Mr. Greenspan, 81, acknowledged that the housing frenzy had been pumped up in part because of very low interest rates and in part because of the growing willingness of mortgage lenders to underwrite dubious and often fraudulent loans that were much bigger than many borrowers could realistically afford.

But he said it was a mistake to blame the Fed, which needed to reduce interest rates in order to fend off the recession of 2001 and what many economists thought was a real risk of the kind of “deflation,” an across-the-board drop in consumer prices, that had plagued Japan....

“The housing boom is not an American phenomenon — it’s a worldwide phenomenon,” Mr. Greenspan said. “The evidence is quite overwhelming that what we are going through is a consequence of the fall of the Soviet Union and the shift of a billion workers from central planning in to the labor market.”

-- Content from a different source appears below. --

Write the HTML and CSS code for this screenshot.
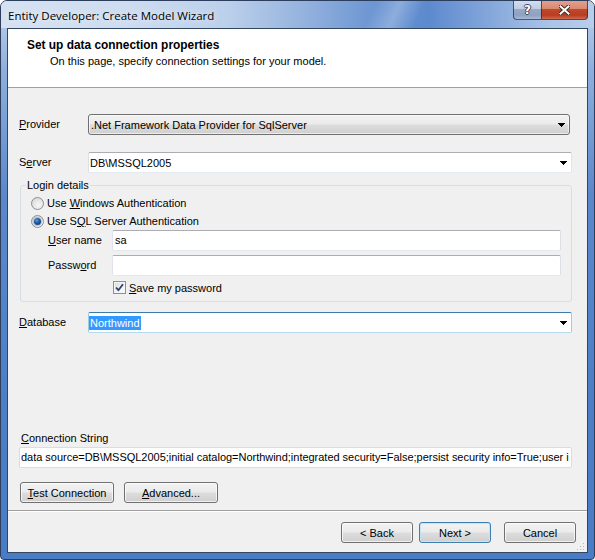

The United States was only one of 40 countries that experience a housing boom after 2000, he said, and all of the booms were driven in part by low interest rates.

“If you line up all the major developed countries and all the developing countries, leaving out the Zimbabwes, inflation rates were all in single digits. This is utterly unprecedented, there is no history like this. And the consequence was a fairly dramatic decline in real interest rates, which created dramatic housing price increases around the world.”